WORK TO COMPLETE — Line by line, repeat the data below exactly, beginning at the first line and ending at the line with "string; t: string;". Omit pictures.

Rows from a dataset:
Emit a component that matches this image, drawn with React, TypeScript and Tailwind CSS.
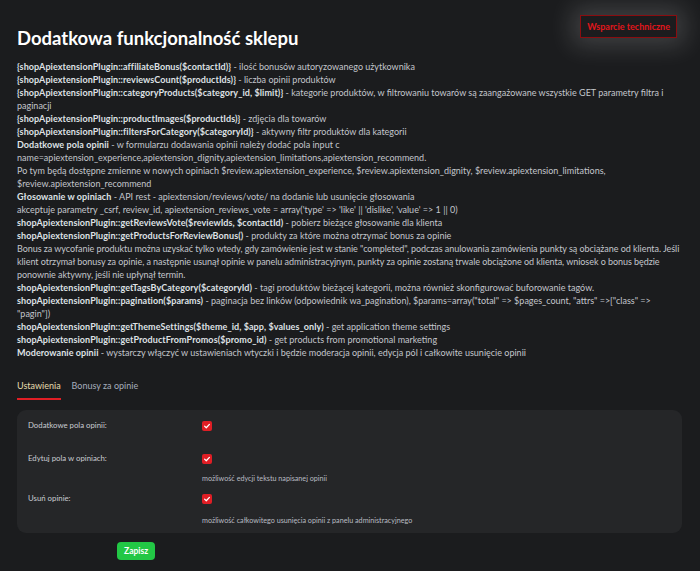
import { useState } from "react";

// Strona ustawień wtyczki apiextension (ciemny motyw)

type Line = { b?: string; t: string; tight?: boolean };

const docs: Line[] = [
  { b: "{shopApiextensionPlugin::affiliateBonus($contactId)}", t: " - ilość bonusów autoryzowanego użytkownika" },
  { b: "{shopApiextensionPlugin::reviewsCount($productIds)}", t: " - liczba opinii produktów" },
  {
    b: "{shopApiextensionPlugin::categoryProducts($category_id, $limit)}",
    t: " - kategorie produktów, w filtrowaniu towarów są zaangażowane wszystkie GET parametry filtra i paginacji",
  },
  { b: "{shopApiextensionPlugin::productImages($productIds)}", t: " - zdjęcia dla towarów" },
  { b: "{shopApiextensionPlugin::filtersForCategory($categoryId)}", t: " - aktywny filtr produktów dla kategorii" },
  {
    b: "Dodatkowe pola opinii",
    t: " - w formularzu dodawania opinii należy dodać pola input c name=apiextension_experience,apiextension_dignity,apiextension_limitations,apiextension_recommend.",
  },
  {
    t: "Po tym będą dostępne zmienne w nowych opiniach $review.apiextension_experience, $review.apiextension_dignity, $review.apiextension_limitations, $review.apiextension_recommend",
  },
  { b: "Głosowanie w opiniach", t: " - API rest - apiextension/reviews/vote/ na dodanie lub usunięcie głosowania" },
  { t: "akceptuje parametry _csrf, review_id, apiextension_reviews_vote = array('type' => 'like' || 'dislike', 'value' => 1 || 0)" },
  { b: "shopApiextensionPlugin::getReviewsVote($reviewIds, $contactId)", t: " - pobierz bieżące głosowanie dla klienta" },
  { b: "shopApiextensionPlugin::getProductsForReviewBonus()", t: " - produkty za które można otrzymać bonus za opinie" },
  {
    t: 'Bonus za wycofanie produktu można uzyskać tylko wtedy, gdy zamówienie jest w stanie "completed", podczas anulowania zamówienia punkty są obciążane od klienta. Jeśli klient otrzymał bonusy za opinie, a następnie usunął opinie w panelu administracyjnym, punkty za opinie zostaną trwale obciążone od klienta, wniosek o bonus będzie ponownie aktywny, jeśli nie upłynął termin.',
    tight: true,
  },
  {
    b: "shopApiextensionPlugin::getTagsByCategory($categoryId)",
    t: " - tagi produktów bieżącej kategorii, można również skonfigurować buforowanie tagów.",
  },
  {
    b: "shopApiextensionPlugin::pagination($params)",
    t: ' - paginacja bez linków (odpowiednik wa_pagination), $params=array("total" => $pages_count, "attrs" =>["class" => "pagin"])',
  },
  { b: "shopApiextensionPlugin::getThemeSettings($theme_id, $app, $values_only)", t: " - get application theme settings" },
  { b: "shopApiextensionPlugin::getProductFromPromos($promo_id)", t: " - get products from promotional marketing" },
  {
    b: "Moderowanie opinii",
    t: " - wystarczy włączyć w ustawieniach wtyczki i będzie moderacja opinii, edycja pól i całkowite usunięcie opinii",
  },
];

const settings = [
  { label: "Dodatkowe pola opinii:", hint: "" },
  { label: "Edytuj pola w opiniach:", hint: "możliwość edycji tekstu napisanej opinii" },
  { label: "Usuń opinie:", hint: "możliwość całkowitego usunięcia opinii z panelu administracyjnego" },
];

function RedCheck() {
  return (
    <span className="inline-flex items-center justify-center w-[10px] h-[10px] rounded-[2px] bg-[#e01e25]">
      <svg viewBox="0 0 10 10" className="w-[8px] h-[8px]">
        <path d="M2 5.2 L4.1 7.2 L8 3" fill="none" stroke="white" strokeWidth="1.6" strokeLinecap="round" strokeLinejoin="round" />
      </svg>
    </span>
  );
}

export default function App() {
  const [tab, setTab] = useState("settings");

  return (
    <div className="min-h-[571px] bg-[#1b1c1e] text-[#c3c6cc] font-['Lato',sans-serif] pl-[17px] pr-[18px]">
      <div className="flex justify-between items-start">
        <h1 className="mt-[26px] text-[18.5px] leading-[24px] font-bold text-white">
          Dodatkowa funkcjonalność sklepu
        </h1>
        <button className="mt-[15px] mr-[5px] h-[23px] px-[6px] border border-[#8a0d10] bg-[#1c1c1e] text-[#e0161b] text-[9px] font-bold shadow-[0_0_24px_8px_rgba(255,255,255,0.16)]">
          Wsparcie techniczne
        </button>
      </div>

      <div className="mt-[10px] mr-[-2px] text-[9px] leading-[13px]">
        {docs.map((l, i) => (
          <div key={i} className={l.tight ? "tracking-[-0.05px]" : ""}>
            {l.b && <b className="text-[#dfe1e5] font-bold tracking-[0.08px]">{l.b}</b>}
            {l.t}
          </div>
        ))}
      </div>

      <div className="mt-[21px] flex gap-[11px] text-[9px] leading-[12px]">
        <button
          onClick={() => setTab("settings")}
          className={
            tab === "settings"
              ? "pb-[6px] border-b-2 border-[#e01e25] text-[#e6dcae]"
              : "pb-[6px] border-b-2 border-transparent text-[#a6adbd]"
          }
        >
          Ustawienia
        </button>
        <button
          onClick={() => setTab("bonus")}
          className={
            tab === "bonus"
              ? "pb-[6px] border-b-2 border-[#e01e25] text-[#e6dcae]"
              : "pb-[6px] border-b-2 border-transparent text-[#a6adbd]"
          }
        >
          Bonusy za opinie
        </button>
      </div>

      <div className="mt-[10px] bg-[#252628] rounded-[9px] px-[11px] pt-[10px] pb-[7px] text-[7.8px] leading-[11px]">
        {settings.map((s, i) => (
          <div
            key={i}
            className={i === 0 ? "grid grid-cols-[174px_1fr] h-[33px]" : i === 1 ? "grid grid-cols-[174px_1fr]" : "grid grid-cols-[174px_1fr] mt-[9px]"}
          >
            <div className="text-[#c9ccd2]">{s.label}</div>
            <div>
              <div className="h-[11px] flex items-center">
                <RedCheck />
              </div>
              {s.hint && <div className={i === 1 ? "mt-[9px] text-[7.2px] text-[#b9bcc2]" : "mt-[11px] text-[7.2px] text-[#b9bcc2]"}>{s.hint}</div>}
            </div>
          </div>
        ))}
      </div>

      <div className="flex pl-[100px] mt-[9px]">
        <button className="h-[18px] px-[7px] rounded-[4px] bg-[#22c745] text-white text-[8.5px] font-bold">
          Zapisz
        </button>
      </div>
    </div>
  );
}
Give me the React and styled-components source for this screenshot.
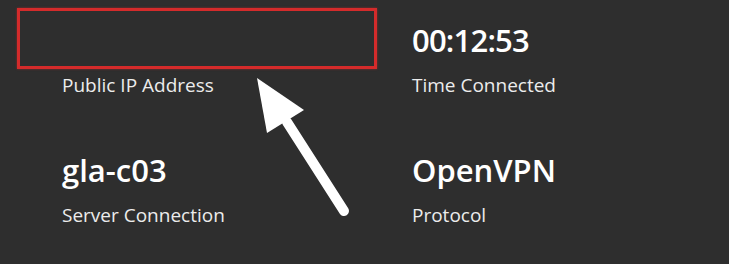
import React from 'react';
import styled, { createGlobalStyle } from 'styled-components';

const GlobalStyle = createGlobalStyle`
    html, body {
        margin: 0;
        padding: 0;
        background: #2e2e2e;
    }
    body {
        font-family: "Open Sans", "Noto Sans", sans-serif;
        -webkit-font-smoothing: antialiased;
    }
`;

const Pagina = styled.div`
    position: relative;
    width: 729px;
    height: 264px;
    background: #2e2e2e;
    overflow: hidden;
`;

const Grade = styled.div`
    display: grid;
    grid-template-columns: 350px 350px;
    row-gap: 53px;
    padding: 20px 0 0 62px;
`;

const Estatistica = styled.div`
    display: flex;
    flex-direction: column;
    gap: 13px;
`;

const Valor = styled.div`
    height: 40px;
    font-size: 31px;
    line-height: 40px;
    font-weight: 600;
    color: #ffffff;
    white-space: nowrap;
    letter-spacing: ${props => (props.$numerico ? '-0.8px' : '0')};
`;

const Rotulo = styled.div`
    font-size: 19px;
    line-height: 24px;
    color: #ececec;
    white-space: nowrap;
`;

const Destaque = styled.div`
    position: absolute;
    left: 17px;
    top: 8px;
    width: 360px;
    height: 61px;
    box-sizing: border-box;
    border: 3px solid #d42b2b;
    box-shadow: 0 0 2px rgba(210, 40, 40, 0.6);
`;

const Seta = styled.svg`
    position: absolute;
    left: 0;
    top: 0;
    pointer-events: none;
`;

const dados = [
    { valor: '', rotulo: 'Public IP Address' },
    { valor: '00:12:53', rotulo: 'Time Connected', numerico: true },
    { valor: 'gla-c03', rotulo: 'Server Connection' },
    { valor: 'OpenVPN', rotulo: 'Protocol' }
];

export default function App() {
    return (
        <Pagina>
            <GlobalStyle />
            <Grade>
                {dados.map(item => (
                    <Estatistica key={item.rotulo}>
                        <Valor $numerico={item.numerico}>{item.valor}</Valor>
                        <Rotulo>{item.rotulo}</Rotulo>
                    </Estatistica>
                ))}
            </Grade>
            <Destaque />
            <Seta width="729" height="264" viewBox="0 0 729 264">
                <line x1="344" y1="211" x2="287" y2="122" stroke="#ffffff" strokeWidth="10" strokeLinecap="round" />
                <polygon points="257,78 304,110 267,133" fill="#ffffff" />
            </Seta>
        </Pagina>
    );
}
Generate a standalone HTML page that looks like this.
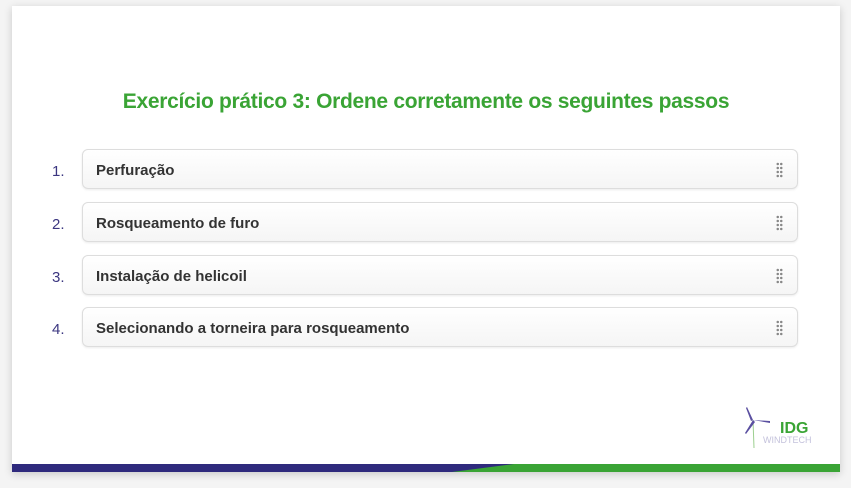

COMPLETE OUTPUT —
Emit a component that matches this image, drawn with React, TypeScript and Tailwind CSS.
import { useState } from "react";

// Strona ustawień wtyczki apiextension (ciemny motyw)

type Line = { b?: string; t: string; tight?: boolean };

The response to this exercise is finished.